DPack

DPack is a framework that aims to maximize the exploitation of private datasets when using differential privacy. Differential privacy theoretically bounds the privacy loss when querying a dataset. Every time a data scientist analyzes a dataset through the execution of queries they “consume” privacy budget. Since privacy loss is bounded there is only a finite number of queries that a dataset can answer before breaking the privacy guarantees. In this work, we view the privacy that will be consumed by the queries as a new scheduling resource, which is a first-class citizen alongside other traditional computing resources, such as CPU, memory and network bandwidth.
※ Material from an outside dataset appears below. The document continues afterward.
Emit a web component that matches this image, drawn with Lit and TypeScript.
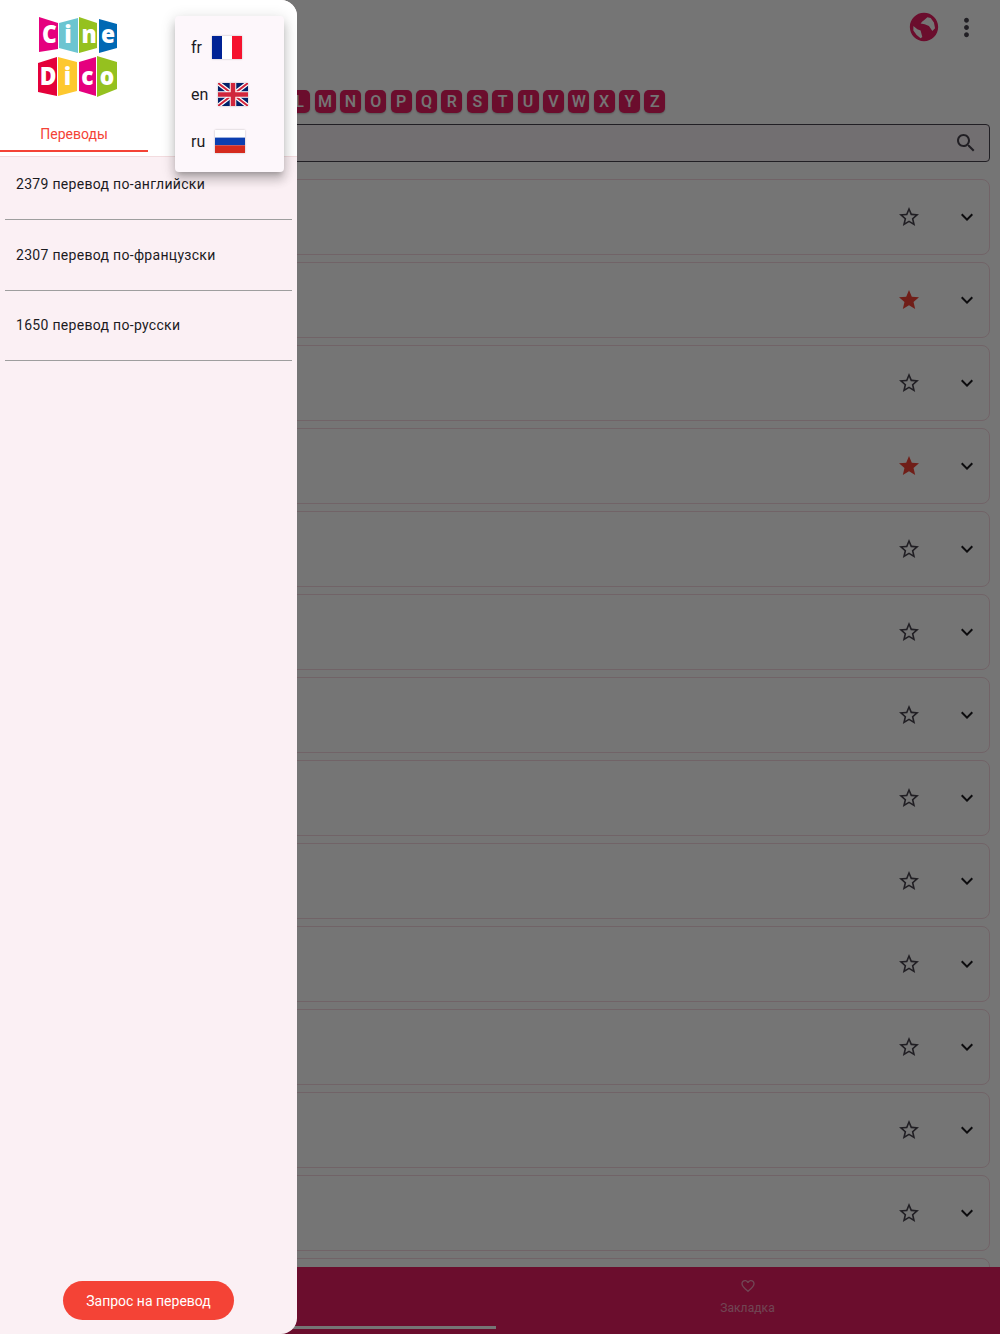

The goal of DPack is to execute queries in a schedule that maximizes the total number of queries that can be processed or the total utility that can be achieved given also the importance of each query. In this work, we reduce this scheduling problem to an optimization problem and implement a tool that simulates the dynamic arrival of data and queries and a scheduler that is responsible for allocating privacy resources for the execution of the queries. Finally, we incorporated the scheduler to a real, open-sourced resource orchestrator to enable its broader applicability. We chose to integrate DPack with Kubernetes, the most popular resource orchestrator in cloud systems. I took part in all aspects of this project, and was solely responsible for the systems side: the design and implementation of DPack in Kubernetes.